(Collected data)
######

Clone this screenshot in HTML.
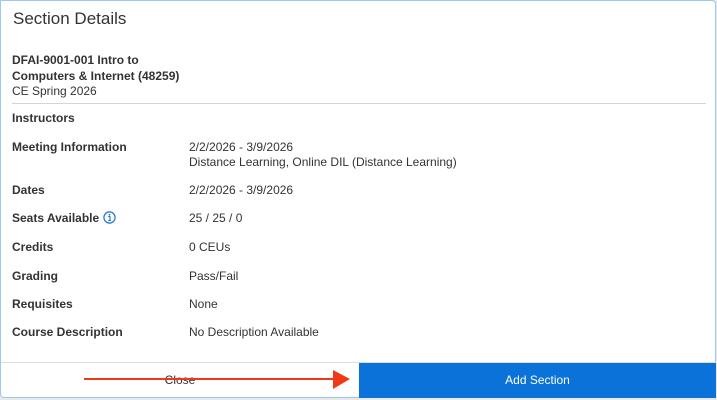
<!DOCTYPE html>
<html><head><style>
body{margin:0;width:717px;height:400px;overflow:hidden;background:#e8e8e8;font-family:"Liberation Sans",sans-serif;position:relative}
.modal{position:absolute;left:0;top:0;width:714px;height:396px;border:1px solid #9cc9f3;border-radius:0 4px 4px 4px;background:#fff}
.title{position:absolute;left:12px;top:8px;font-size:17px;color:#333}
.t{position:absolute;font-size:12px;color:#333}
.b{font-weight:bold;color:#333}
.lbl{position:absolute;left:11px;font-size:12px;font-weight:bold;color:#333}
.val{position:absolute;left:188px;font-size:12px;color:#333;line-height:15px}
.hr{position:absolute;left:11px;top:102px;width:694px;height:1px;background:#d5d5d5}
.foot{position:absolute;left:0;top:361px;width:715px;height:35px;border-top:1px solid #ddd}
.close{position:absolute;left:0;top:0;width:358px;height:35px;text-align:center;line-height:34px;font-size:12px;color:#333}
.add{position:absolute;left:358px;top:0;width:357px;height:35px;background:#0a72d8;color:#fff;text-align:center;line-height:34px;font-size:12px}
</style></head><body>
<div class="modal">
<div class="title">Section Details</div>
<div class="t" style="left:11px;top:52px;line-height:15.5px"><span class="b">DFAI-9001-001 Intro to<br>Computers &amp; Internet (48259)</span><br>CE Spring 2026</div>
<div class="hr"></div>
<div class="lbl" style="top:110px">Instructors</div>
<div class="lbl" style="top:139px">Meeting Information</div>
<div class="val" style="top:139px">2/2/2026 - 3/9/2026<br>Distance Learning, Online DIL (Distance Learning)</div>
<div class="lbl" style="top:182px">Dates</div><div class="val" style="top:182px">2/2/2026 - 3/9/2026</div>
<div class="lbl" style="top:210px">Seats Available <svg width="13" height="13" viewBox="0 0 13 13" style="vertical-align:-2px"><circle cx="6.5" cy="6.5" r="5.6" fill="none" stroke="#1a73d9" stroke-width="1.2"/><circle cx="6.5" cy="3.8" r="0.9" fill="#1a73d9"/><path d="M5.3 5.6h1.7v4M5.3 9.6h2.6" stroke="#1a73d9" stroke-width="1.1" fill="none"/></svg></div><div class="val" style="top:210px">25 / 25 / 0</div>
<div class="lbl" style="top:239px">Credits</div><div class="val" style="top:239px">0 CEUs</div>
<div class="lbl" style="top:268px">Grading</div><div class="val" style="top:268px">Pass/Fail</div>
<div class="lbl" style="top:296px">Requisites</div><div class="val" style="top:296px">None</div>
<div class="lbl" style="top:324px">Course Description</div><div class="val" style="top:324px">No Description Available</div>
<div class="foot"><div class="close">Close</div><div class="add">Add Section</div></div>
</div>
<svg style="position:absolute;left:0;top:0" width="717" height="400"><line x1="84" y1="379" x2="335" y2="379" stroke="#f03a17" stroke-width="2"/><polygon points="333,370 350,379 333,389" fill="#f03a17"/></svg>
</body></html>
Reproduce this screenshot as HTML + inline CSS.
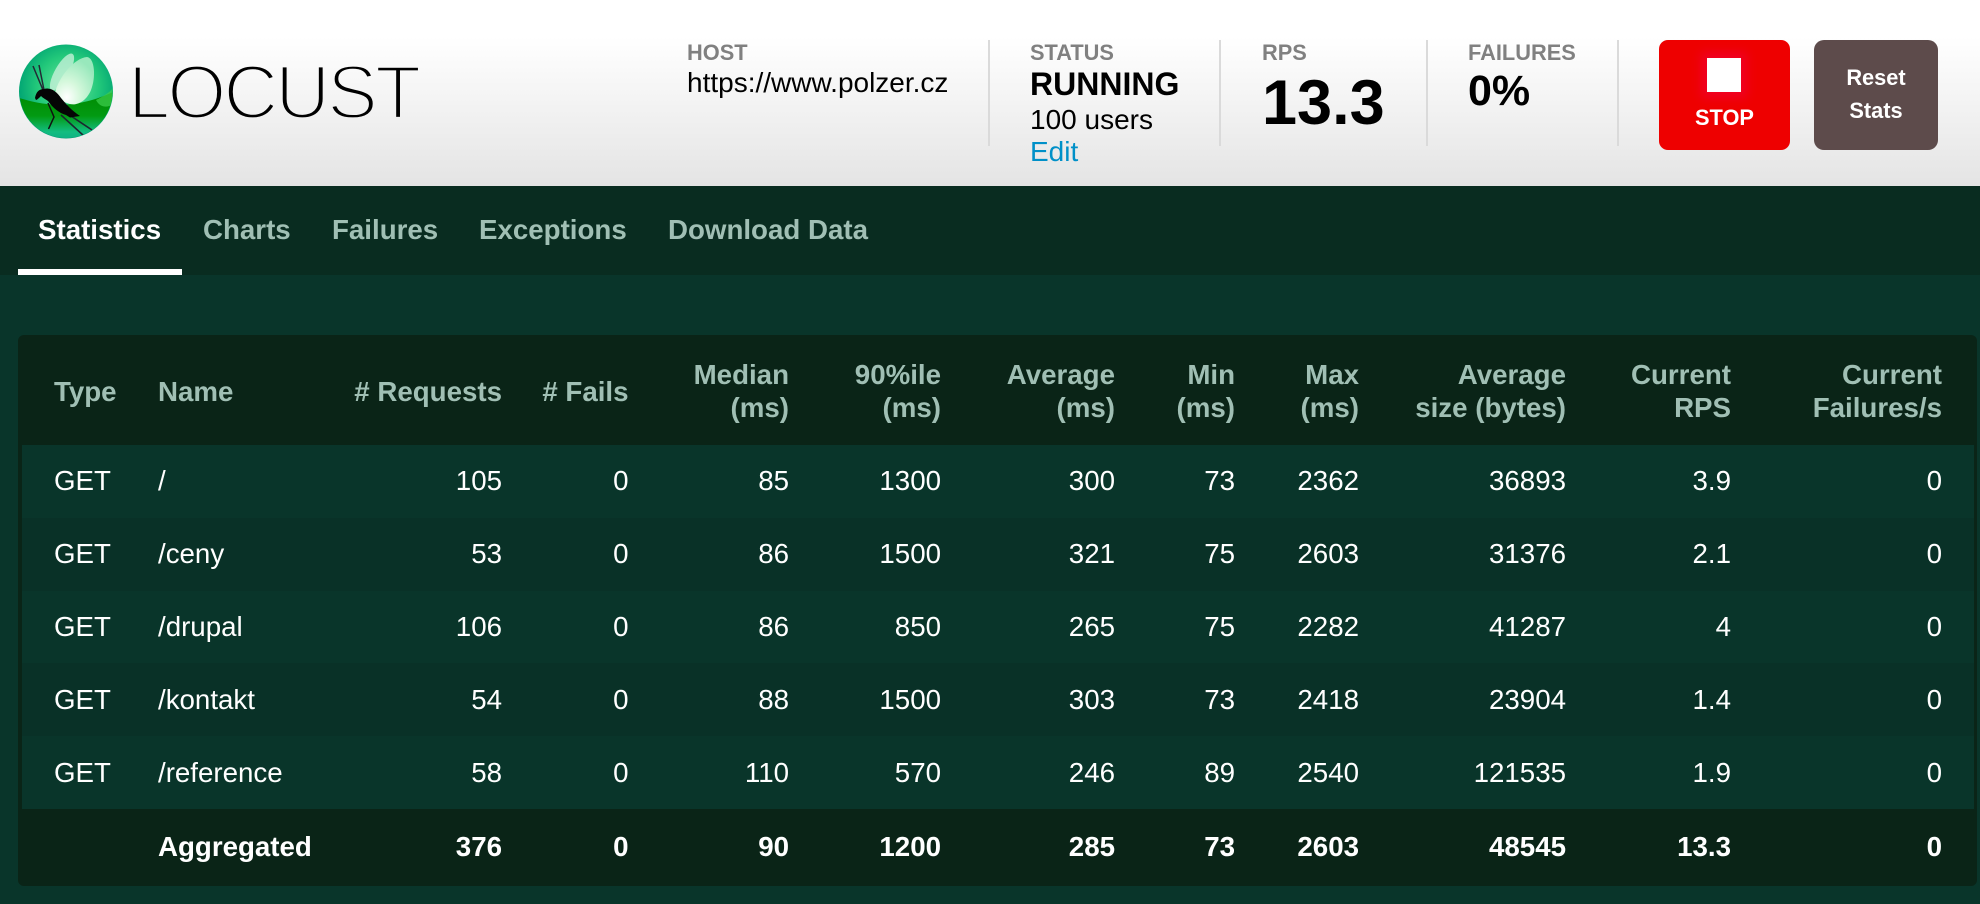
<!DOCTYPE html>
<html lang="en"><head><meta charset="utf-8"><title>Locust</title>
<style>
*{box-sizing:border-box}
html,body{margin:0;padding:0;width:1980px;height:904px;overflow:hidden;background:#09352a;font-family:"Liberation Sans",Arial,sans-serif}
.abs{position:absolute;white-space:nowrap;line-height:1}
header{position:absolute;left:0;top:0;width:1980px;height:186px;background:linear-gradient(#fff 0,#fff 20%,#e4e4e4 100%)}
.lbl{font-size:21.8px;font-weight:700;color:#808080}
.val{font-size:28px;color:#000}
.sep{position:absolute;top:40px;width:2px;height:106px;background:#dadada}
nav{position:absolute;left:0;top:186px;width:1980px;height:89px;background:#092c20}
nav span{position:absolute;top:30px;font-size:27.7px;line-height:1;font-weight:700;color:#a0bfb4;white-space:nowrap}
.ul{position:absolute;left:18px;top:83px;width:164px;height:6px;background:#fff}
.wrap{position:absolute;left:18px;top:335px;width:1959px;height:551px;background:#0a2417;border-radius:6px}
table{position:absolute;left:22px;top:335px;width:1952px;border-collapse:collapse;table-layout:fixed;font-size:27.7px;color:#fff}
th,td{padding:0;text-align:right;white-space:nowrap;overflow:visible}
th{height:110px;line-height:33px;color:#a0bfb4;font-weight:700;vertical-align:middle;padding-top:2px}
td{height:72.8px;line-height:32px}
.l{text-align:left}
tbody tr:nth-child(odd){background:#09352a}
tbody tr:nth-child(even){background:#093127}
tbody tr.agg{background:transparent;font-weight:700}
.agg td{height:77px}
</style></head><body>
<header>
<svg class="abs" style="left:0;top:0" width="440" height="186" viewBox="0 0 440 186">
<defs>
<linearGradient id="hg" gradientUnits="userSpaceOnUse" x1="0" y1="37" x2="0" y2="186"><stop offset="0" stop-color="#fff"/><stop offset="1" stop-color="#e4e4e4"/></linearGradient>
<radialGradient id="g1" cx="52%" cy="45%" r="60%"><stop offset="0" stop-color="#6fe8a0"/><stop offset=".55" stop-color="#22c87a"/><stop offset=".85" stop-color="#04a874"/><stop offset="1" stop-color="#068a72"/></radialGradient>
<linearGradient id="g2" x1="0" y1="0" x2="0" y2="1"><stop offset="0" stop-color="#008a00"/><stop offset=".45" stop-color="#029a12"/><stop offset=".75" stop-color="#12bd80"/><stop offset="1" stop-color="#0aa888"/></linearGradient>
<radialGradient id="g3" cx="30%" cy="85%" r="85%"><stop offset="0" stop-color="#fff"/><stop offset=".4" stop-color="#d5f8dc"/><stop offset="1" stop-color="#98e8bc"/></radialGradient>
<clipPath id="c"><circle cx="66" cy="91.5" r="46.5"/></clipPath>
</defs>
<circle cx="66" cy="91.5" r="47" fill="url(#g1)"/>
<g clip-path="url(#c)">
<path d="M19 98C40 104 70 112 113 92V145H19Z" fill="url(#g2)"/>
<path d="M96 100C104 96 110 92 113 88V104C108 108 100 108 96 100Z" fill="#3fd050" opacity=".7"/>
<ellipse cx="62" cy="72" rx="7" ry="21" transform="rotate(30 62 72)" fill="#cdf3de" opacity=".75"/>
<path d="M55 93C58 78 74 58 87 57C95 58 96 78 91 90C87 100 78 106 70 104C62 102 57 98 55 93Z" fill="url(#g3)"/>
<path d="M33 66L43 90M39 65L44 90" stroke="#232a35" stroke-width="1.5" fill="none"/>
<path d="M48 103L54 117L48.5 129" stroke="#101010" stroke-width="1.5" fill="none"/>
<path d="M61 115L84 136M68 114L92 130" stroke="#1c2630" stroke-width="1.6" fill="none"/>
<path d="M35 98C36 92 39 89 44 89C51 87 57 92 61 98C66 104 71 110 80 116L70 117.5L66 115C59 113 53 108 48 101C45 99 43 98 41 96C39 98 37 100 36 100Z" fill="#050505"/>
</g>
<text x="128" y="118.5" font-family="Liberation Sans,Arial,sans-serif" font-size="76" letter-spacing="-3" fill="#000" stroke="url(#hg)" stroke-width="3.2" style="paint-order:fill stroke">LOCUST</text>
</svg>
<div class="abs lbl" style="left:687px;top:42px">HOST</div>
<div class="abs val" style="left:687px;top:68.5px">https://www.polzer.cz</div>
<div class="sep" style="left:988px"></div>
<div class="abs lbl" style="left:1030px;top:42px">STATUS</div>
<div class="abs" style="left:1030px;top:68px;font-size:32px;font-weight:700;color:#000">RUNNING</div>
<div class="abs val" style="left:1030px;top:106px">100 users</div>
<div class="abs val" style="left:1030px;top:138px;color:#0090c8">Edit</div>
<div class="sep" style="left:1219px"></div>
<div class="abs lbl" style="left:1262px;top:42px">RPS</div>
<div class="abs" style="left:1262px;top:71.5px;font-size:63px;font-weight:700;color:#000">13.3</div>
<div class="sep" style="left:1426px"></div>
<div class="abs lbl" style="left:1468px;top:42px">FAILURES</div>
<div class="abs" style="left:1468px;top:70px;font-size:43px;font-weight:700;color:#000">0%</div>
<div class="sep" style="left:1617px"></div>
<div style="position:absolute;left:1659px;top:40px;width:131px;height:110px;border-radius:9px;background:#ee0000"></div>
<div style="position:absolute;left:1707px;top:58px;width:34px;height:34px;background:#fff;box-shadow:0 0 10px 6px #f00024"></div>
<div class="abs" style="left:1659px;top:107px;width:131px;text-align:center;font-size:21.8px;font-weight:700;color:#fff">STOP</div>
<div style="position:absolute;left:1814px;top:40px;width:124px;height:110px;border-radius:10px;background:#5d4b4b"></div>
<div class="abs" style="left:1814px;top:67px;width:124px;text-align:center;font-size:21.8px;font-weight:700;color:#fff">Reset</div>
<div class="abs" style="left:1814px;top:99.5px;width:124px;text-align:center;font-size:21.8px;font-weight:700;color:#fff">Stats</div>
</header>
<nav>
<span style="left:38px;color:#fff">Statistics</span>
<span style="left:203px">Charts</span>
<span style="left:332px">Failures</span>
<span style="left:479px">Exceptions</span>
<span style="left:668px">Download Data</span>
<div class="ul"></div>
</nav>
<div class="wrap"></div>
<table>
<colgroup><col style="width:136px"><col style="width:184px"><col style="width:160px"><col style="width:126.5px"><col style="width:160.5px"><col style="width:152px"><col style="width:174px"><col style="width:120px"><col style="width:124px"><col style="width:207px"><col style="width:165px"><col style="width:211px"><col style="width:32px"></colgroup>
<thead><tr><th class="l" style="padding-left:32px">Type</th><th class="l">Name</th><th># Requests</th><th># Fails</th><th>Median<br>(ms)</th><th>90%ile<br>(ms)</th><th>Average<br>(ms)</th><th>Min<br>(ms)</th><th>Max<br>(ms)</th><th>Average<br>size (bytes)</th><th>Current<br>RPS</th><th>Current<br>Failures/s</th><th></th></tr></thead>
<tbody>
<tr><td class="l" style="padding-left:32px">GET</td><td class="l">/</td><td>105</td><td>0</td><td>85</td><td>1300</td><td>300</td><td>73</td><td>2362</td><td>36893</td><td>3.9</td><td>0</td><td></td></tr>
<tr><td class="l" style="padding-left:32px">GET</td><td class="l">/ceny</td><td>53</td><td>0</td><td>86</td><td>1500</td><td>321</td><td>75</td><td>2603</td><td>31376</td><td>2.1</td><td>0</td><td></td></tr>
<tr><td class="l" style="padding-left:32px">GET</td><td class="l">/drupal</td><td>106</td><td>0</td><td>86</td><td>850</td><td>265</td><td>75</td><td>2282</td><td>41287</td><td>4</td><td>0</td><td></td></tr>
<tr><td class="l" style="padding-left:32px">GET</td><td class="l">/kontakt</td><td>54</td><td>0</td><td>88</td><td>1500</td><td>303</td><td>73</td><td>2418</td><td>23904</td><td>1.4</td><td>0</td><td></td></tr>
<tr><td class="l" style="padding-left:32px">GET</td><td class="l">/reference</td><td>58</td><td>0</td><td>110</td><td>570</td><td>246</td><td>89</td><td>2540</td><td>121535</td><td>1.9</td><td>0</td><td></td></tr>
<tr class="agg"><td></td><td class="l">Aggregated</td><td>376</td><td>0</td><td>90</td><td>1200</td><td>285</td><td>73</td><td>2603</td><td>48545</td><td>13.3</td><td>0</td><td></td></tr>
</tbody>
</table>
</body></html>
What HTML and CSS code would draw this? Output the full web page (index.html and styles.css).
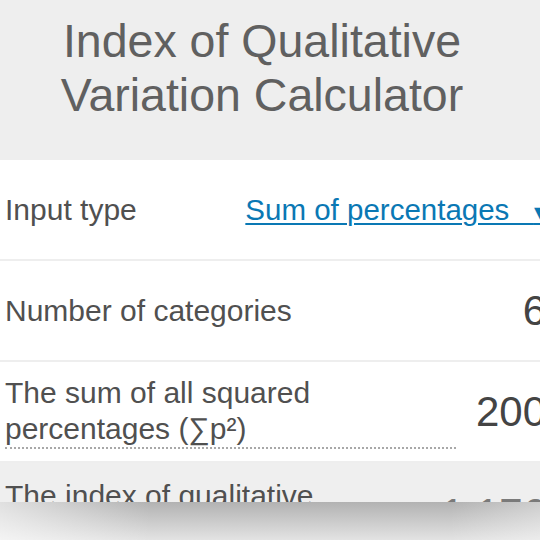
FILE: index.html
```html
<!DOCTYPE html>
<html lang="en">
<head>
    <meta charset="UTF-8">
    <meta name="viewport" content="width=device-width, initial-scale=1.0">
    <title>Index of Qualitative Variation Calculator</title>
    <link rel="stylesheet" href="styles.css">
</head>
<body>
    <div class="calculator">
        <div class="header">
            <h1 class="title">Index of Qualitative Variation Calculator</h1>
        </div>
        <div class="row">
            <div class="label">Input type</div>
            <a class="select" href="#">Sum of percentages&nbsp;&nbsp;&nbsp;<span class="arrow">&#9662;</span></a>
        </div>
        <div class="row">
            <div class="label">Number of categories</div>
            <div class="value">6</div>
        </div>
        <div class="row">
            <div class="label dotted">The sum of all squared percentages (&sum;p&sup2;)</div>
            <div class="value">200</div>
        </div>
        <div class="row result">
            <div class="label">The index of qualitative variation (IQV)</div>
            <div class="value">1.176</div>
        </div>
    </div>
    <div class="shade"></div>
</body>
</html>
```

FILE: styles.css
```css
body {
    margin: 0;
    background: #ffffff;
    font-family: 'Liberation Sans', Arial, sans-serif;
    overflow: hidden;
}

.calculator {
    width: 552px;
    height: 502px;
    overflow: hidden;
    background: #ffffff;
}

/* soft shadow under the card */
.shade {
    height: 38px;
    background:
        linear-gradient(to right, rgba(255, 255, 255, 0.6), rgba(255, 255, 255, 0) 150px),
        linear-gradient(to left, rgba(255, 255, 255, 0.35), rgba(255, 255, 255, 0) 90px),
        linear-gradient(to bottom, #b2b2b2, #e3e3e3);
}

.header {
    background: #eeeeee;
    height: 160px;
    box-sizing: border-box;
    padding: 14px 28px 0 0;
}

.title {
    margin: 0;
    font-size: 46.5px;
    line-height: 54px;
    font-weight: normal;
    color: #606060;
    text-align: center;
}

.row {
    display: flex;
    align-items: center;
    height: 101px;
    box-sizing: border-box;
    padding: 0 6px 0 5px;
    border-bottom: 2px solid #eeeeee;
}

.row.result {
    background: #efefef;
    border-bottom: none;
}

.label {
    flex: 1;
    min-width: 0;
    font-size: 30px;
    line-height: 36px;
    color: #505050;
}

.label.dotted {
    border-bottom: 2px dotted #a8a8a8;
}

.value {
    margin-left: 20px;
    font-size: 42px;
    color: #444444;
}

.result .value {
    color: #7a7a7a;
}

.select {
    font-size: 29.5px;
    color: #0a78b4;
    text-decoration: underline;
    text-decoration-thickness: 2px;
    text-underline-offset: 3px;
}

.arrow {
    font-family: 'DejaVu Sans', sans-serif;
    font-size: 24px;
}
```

######

_EXERCISE DETAILS_.
Your task is to pick out every line with the string "styles" and copy it.

_RESPONSE TO THIS EXERCISE_.
What HTML and CSS code would draw this? Output the full web page (index.html and styles.css).
    <link rel="stylesheet" href="styles.css">
FILE: styles.css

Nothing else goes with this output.